(Items from a dataset)
# # # #

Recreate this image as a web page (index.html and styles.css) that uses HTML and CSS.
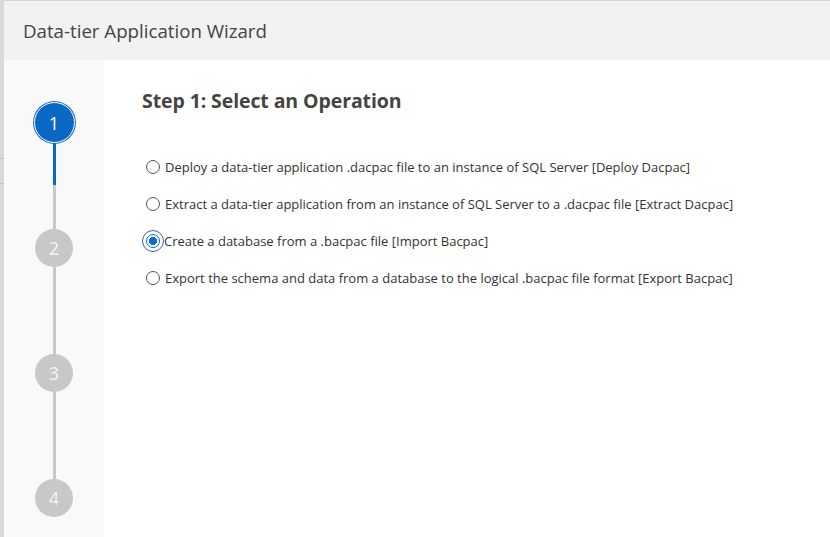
FILE: index.html
```html
<!DOCTYPE html>
<html lang="en">
<head>
<meta charset="utf-8">
<title>Data-tier Application Wizard</title>
<link rel="stylesheet" href="styles.css">
</head>
<body>
<div class="page">
  <div class="edge"></div>
  <div class="wizard">
    <header class="wizard-header">
      <h1 class="wizard-title">Data-tier Application Wizard</h1>
    </header>
    <div class="wizard-body">
      <nav class="steps">
        <div class="step step-active"><span>1</span></div>
        <div class="connector connector-active"></div>
        <div class="step"><span>2</span></div>
        <div class="connector"></div>
        <div class="step"><span>3</span></div>
        <div class="connector"></div>
        <div class="step"><span>4</span></div>
      </nav>
      <main class="content">
        <h2 class="step-heading">Step 1: Select an Operation</h2>
        <div class="options">
          <label class="option"><span class="radio"></span><span class="option-text">Deploy a data-tier application .dacpac file to an instance of SQL Server [Deploy Dacpac]</span></label>
          <label class="option"><span class="radio"></span><span class="option-text">Extract a data-tier application from an instance of SQL Server to a .dacpac file [Extract Dacpac]</span></label>
          <label class="option option-selected"><span class="radio radio-checked"></span><span class="option-text">Create a database from a .bacpac file [Import Bacpac]</span></label>
          <label class="option"><span class="radio"></span><span class="option-text">Export the schema and data from a database to the logical .bacpac file format [Export Bacpac]</span></label>
        </div>
      </main>
    </div>
  </div>
</div>
</body>
</html>
```

FILE: styles.css
```css
* { box-sizing: border-box; }
html, body {
  margin: 0;
  padding: 0;
  width: 830px;
  height: 537px;
  overflow: hidden;
  font-family: "Open Sans", "Noto Sans", sans-serif;
  color: #333;
  background: #fff;
}
.page {
  display: flex;
  height: 537px;
}
.edge {
  width: 4px;
  flex: none;
  background:
    linear-gradient(#b9c3d0, #b9c3d0) 0 158px / 4px 1px no-repeat,
    linear-gradient(#b9c3d0, #b9c3d0) 0 183px / 4px 1px no-repeat,
    #d9d9d9;
}
.wizard {
  flex: 1;
  display: flex;
  flex-direction: column;
}
.wizard-header {
  height: 60px;
  flex: none;
  background: #f2f2f2;
  border-top: 1px solid #d6d6d6;
  display: flex;
  align-items: center;
  padding-left: 19px;
}
.wizard-title {
  margin: 0;
  font-size: 18.7px;
  font-weight: 400;
  color: #444;
  padding-top: 0;
}
.wizard-body {
  flex: 1;
  display: flex;
}
.steps {
  width: 100px;
  flex: none;
  background: #f9f9f9;
  display: flex;
  flex-direction: column;
  align-items: center;
  padding-top: 42px;
}
.step {
  width: 38px;
  height: 38px;
  border-radius: 50%;
  background: #c8c8c8;
  color: #f4f4f4;
  display: flex;
  align-items: center;
  justify-content: center;
  font-size: 18px;
  flex: none;
}
.step-active {
  width: 41px;
  height: 41px;
  background: #0b67c4;
  color: #fff;
  border: 1px solid #fff;
  box-shadow: 0 0 0 1px #1a6fcb;
}
.connector {
  width: 3px;
  height: 87px;
  background: #c8c8c8;
  flex: none;
}
.connector-active {
  height: 86px;
  background: linear-gradient(#0b67c4 0, #0b67c4 42px, #c8c8c8 42px);
}
.content {
  flex: 1;
  padding: 28px 0 0 38px;
}
.step-heading {
  margin: 0;
  font-size: 19.5px;
  font-weight: 700;
  color: #444;
  line-height: 26px;
  letter-spacing: -0.1px;
}
.options {
  display: flex;
  flex-direction: column;
  gap: 17px;
  margin-top: 43px;
}
.option {
  display: flex;
  align-items: center;
  height: 20px;
  font-size: 13px;
  color: #333;
}
.radio {
  width: 14px;
  height: 14px;
  border-radius: 50%;
  border: 1px solid #555;
  margin: 0 5px 0 4px;
  flex: none;
  background: #fff;
}
.radio-checked {
  border: 1px solid #0a6ad8;
  background: radial-gradient(circle, #0a6ad8 0 3.8px, #fff 4.3px);
  outline: 1px solid #1f6bb8;
  outline-offset: 3px;
  margin-right: 4px;
}
```
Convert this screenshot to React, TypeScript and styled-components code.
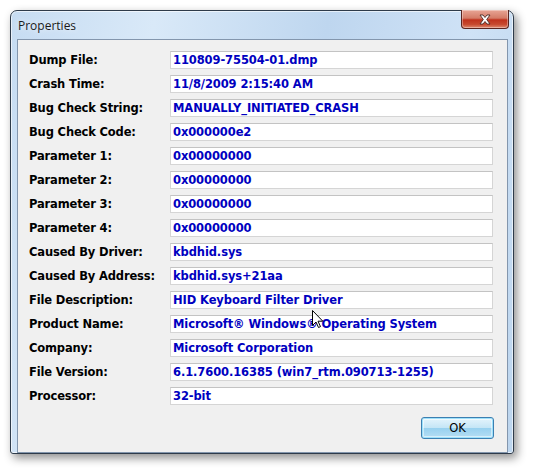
import styled, { createGlobalStyle } from "styled-components";

const GlobalStyle = createGlobalStyle`
  html, body {
    margin: 0;
    padding: 0;
    background: #ffffff;
  }
  body {
    width: 533px;
    height: 472px;
    overflow: hidden;
  }
`;

const rows: [string, string][] = [
  ["Dump File:", "110809-75504-01.dmp"],
  ["Crash Time:", "11/8/2009 2:15:40 AM"],
  ["Bug Check String:", "MANUALLY_INITIATED_CRASH"],
  ["Bug Check Code:", "0x000000e2"],
  ["Parameter 1:", "0x00000000"],
  ["Parameter 2:", "0x00000000"],
  ["Parameter 3:", "0x00000000"],
  ["Parameter 4:", "0x00000000"],
  ["Caused By Driver:", "kbdhid.sys"],
  ["Caused By Address:", "kbdhid.sys+21aa"],
  ["File Description:", "HID Keyboard Filter Driver"],
  ["Product Name:", "Microsoft® Windows® Operating System"],
  ["Company:", "Microsoft Corporation"],
  ["File Version:", "6.1.7600.16385 (win7_rtm.090713-1255)"],
  ["Processor:", "32-bit"],
];

const Stage = styled.div`
  position: relative;
  padding: 10px 0 0 10px;
`;

const Window = styled.div`
  width: 502px;
  height: 442px;
  border: 1px solid #2e3b4a;
  border-radius: 7px 7px 3px 3px;
  background: linear-gradient(100deg, #c6dcf2 0%, #d9e9f8 25%, #bed6ef 55%, #cfe2f6 80%, #bcd5ee 100%);
  box-shadow: 3px 4px 10px rgba(0, 0, 0, 0.45), inset 0 0 0 1px rgba(255, 255, 255, 0.6);
  display: flex;
  flex-direction: column;
`;

const TitleBar = styled.div`
  height: 28px;
  display: flex;
  align-items: flex-start;
  justify-content: space-between;
  padding-left: 7px;
  padding-right: 4px;
`;

const Title = styled.div`
  font-family: "Open Sans", "DejaVu Sans", sans-serif;
  font-size: 12px;
  color: #1a1a1a;
  margin-top: 6px;
  text-shadow: 0 0 6px rgba(255, 255, 255, 0.9);
`;

const CloseButton = styled.div`
  width: 46px;
  height: 18px;
  margin-top: -1px;
  border: 1px solid #5a2520;
  border-top: none;
  border-radius: 0 0 4px 4px;
  background: linear-gradient(180deg, #e8a595 0%, #d47c68 45%, #c0321d 55%, #c74a30 80%, #e08a70 100%);
  box-shadow: inset 0 0 0 1px rgba(255, 255, 255, 0.35);
  display: flex;
  align-items: center;
  justify-content: center;
`;

const Client = styled.div`
  margin: 0 5px 0 6px;
  height: 406px;
  border: 1px solid #8396ad;
  background: #f0f0f0;
  padding: 11px 13px 0 11px;
  display: flex;
  flex-direction: column;
`;

const FieldGrid = styled.div`
  display: grid;
  grid-template-columns: 141px 323px;
  row-gap: 6px;
  align-items: center;
`;

const Label = styled.div`
  font-family: "DejaVu Sans", Tahoma, sans-serif;
  font-weight: bold;
  font-size: 11.5px;
  color: #000000;
  letter-spacing: -0.15px;
`;

const Value = styled.div`
  height: 16px;
  border: 1px solid #d5d5d5;
  border-top-color: #c3c3c3;
  background: #ffffff;
  padding: 0 2px;
  font-family: "DejaVu Sans", Tahoma, sans-serif;
  font-weight: bold;
  font-size: 11.5px;
  line-height: 16px;
  color: #0000c0;
  letter-spacing: -0.1px;
  white-space: nowrap;
  overflow: hidden;
`;

const Footer = styled.div`
  display: flex;
  justify-content: flex-end;
  margin-top: 12px;
`;

const OkButton = styled.div`
  width: 71px;
  height: 20px;
  border: 1px solid #3c7fb1;
  border-radius: 3px;
  background: linear-gradient(180deg, #e5f4fc 0%, #c4e5f6 50%, #98d1ef 52%, #b6def4 100%);
  box-shadow: inset 0 0 0 1px #9ee1fb, inset 0 0 0 2px rgba(255, 255, 255, 0.5);
  font-family: "DejaVu Sans", Tahoma, sans-serif;
  font-size: 11.5px;
  color: #000;
  display: flex;
  align-items: center;
  justify-content: center;
`;

const Cursor = styled.svg`
  position: absolute;
  left: 312px;
  top: 310px;
`;

export default function App() {
  return (
    <Stage>
      <GlobalStyle />
      <Window>
        <TitleBar>
          <Title>Properties</Title>
          <CloseButton>
            <svg width="14" height="11" viewBox="0 0 14 11">
              <path
                d="M2 1 L5 1 L7 3.5 L9 1 L12 1 L8.7 5.5 L12 10 L9 10 L7 7.5 L5 10 L2 10 L5.3 5.5 Z"
                fill="#ffffff"
                stroke="#4a2a25"
                strokeWidth="0.9"
                strokeLinejoin="round"
              />
            </svg>
          </CloseButton>
        </TitleBar>
        <Client>
          <FieldGrid>
            {rows.map(([label, value]) => (
              <>
                <Label key={label + "l"}>{label}</Label>
                <Value key={label + "v"}>{value}</Value>
              </>
            ))}
          </FieldGrid>
          <Footer>
            <OkButton>OK</OkButton>
          </Footer>
        </Client>
      </Window>
      <Cursor width="12" height="19" viewBox="0 0 12 19">
        <path
          d="M0.5 0.5 L0.5 15.5 L4 12 L6.5 17.5 L8.5 16.6 L6 11.2 L10.8 11.2 Z"
          fill="#ffffff"
          stroke="#000000"
          strokeWidth="1"
          strokeLinejoin="miter"
        />
      </Cursor>
    </Stage>
  );
}
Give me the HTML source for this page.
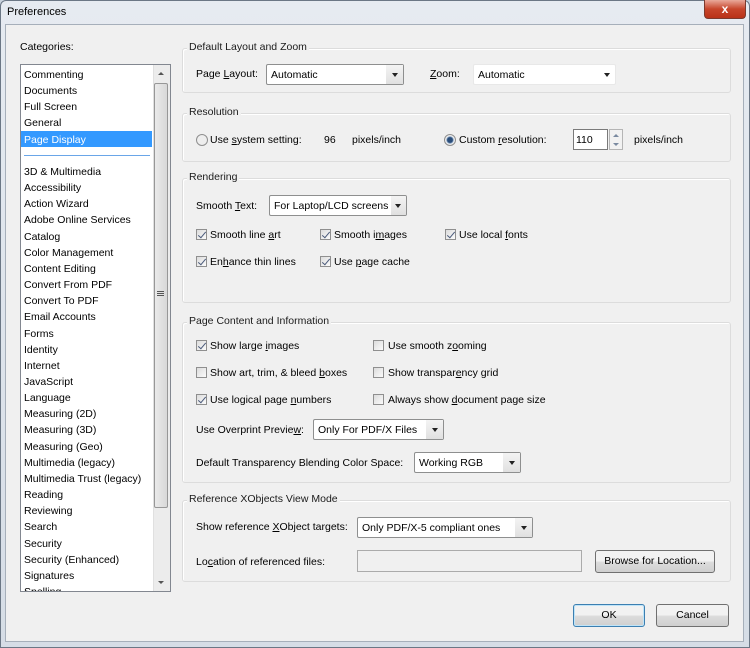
<!DOCTYPE html>
<html><head><style>
*{box-sizing:border-box}
body{margin:0;width:750px;height:648px;overflow:hidden;background:#c9d3de;font-family:"Liberation Sans",sans-serif;font-size:10.5px;color:#000;position:relative}
.a{position:absolute;white-space:nowrap}
.frame{position:absolute;left:0;top:0;width:750px;height:648px;background:linear-gradient(#e6ebf1,#d6dde6);border:1px solid #6b7785;border-radius:6px 6px 0 0}
.client{position:absolute;left:5px;top:24px;width:739px;height:618px;background:#f0f0f0;border:1px solid #a6afba}
.grp{position:absolute;border:1px solid #dcdcdc;border-radius:3px;box-shadow:inset 1px 1px 0 #fff}
.gl{position:absolute;background:#f0f0f0;padding:0 2px;top:-8px;left:4px;color:#1b1b1b}
.dd{position:absolute;height:21px;border:1px solid #8e8f8f;border-radius:2px;background:#fff;padding:4px 4px;line-height:12px}
.dd i{position:absolute;right:0;top:0;width:17px;height:19px;background:linear-gradient(#f4f4f4,#e0e0e0)}
.dd i:after,.dd b:after{content:"";position:absolute;right:5px;top:8px;border-left:3.5px solid transparent;border-right:3.5px solid transparent;border-top:4px solid #222}
.dd b{position:absolute;right:0;top:0;width:17px;height:19px}
.cb{position:absolute;width:11px;height:11px;border:1px solid #8f8f8f;background:linear-gradient(135deg,#dcdcdc,#fbfbfb)}
.cb.c:after{content:"";position:absolute;left:3px;top:0px;width:3px;height:7px;border:solid #4a5a7a;border-width:0 1.5px 1.5px 0;transform:rotate(40deg)}
.btn{position:absolute;height:23px;border:1px solid #707070;border-radius:3px;background:linear-gradient(#f2f2f2 50%,#dddddd 50%,#cfcfcf);text-align:center;line-height:21px}
</style></head><body>
<div class="frame"></div>
<div class="a" style="left:7px;top:6px;font-size:11px">Preferences</div>
<div class="a" style="left:704px;top:0;width:42px;height:19px;border:1px solid #7b3a2e;border-top:0;border-radius:0 0 4px 4px;background:linear-gradient(#e9a99a,#c7452b 50%,#b93218);color:#fff;text-align:center;font-weight:bold;font-size:12px;line-height:18px">x</div>
<div class="client"></div>

<div class="a" style="left:20px;top:41px">Categories:</div>
<div class="a" style="left:20px;top:64px;width:151px;height:528px;background:#fff;border:1px solid #828790;overflow:hidden"></div>
<div class="a" style="left:21px;top:131px;width:131px;height:16px;background:#3399ff"></div>
<div class="a" style="left:24px;top:155px;width:126px;height:1px;background:#6aa6e8"></div>
<div class="a" style="left:153px;top:65px;width:17px;height:526px;background:#ececec;border-left:1px solid #e0e0e0"></div>
<div class="a" style="left:154px;top:83px;width:14px;height:425px;border:1px solid #979797;border-radius:2px;background:linear-gradient(90deg,#eaeaea,#d8d8d8)"></div>
<div class="a" style="left:157px;top:291px;width:7px;height:1px;background:#555;box-shadow:0 2px #555,0 4px #555"></div>
<div class="a" style="left:158px;top:72px;border-left:3px solid transparent;border-right:3px solid transparent;border-bottom:3px solid #555"></div>
<div class="a" style="left:158px;top:581px;border-left:3px solid transparent;border-right:3px solid transparent;border-top:3px solid #555"></div>
<div class="a" style="left:21px;top:65px;width:131px;height:526px;overflow:hidden">
<div style="position:relative;line-height:16.15px">
<div style="padding:2px 0 0 3px">Commenting<br>Documents<br>Full Screen<br>General<br><span style="color:#fff">Page Display</span><br><br>3D &amp; Multimedia<br>Accessibility<br>Action Wizard<br>Adobe Online Services<br>Catalog<br>Color Management<br>Content Editing<br>Convert From PDF<br>Convert To PDF<br>Email Accounts<br>Forms<br>Identity<br>Internet<br>JavaScript<br>Language<br>Measuring (2D)<br>Measuring (3D)<br>Measuring (Geo)<br>Multimedia (legacy)<br>Multimedia Trust (legacy)<br>Reading<br>Reviewing<br>Search<br>Security<br>Security (Enhanced)<br>Signatures<br>Spelling</div></div></div>

<div class="grp" style="left:182px;top:48px;width:549px;height:45px"><span class="gl">Default Layout and Zoom</span></div>
<div class="a" style="left:196px;top:68px">Page <u>L</u>ayout:</div>
<div class="dd" style="left:266px;top:64px;width:138px">Automatic<i></i></div>
<div class="a" style="left:430px;top:68px"><u>Z</u>oom:</div>
<div class="dd" style="left:473px;top:64px;width:143px;border-color:#e8e8e8">Automatic<b></b></div>

<div class="grp" style="left:182px;top:113px;width:549px;height:49px"><span class="gl">Resolution</span></div>
<div class="a" style="left:196px;top:134px;width:12px;height:12px;border:1px solid #8f8f8f;border-radius:50%;background:#eee"></div>
<div class="a" style="left:210px;top:134px">Use <u>s</u>ystem setting:</div>
<div class="a" style="left:324px;top:134px">96</div>
<div class="a" style="left:352px;top:134px">pixels/inch</div>
<div class="a" style="left:444px;top:134px;width:12px;height:12px;border:1px solid #8f8f8f;border-radius:50%;background:radial-gradient(#2a4d7a 2.5px,#9fb7d2 3.5px,#eee 4px)"></div>
<div class="a" style="left:459px;top:134px">Custom <u>r</u>esolution:</div>
<div class="a" style="left:573px;top:129px;width:35px;height:21px;background:#fff;border:1px solid #7a7a7a;padding:4px 2px;line-height:12px">110</div>
<div class="a" style="left:609px;top:129px;width:14px;height:21px;border:1px solid #b5b5b5;background:#f2f2f2"></div>
<div class="a" style="left:613px;top:134px;border-left:3px solid transparent;border-right:3px solid transparent;border-bottom:3px solid #7a8aa0"></div>
<div class="a" style="left:613px;top:143px;border-left:3px solid transparent;border-right:3px solid transparent;border-top:3px solid #7a8aa0"></div>
<div class="a" style="left:634px;top:134px">pixels/inch</div>

<div class="grp" style="left:182px;top:178px;width:549px;height:125px"><span class="gl">Rendering</span></div>
<div class="a" style="left:196px;top:200px">Smooth <u>T</u>ext:</div>
<div class="dd" style="left:269px;top:195px;width:138px;overflow:hidden">For Laptop/LCD screens<i style="width:15px"></i></div>
<div class="cb c" style="left:196px;top:229px"></div><div class="a" style="left:210px;top:229px">Smooth line <u>a</u>rt</div>
<div class="cb c" style="left:320px;top:229px"></div><div class="a" style="left:334px;top:229px">Smooth i<u>m</u>ages</div>
<div class="cb c" style="left:445px;top:229px"></div><div class="a" style="left:459px;top:229px">Use local <u>f</u>onts</div>
<div class="cb c" style="left:196px;top:256px"></div><div class="a" style="left:210px;top:256px">En<u>h</u>ance thin lines</div>
<div class="cb c" style="left:320px;top:256px"></div><div class="a" style="left:334px;top:256px">Use <u>p</u>age cache</div>

<div class="grp" style="left:182px;top:322px;width:549px;height:161px"><span class="gl">Page Content and Information</span></div>
<div class="cb c" style="left:196px;top:340px"></div><div class="a" style="left:210px;top:340px">Show large <u>i</u>mages</div>
<div class="cb" style="left:373px;top:340px"></div><div class="a" style="left:388px;top:340px">Use smooth z<u>o</u>oming</div>
<div class="cb" style="left:196px;top:367px"></div><div class="a" style="left:210px;top:367px">Show art, trim, &amp; bleed <u>b</u>oxes</div>
<div class="cb" style="left:373px;top:367px"></div><div class="a" style="left:388px;top:367px">Show transpar<u>e</u>ncy grid</div>
<div class="cb c" style="left:196px;top:394px"></div><div class="a" style="left:210px;top:394px">Use logical page <u>n</u>umbers</div>
<div class="cb" style="left:373px;top:394px"></div><div class="a" style="left:388px;top:394px">Always show <u>d</u>ocument page size</div>
<div class="a" style="left:196px;top:424px">Use Overprint Previe<u>w</u>:</div>
<div class="dd" style="left:313px;top:419px;width:131px">Only For PDF/X Files<i></i></div>
<div class="a" style="left:196px;top:457px">Default Transparency Blending Color Space:</div>
<div class="dd" style="left:414px;top:452px;width:107px">Working RGB<i></i></div>

<div class="grp" style="left:182px;top:500px;width:549px;height:82px"><span class="gl">Reference XObjects View Mode</span></div>
<div class="a" style="left:196px;top:521px">Show reference <u>X</u>Object targets:</div>
<div class="dd" style="left:357px;top:517px;width:176px">Only PDF/X-5 compliant ones<i></i></div>
<div class="a" style="left:196px;top:556px">Lo<u>c</u>ation of referenced files:</div>
<div class="a" style="left:357px;top:550px;width:225px;height:22px;border:1px solid #ababab;background:#f0f0f0"></div>
<div class="btn" style="left:595px;top:550px;width:120px">Browse for Location...</div>

<div class="btn" style="left:573px;top:604px;width:72px;border-color:#3c7fb1;box-shadow:inset 0 0 0 1px #bfe4f8">OK</div>
<div class="btn" style="left:656px;top:604px;width:73px">Cancel</div>
</body></html>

# # # #

§ **PROBLEM TO SOLVE**:
Find all lines where the word "components" appears. Copy them.

§ **SOLUTION TO THE EXERCISE**:
Convert this screenshot to React, TypeScript and styled-components code.
import styled, { createGlobalStyle } from "styled-components";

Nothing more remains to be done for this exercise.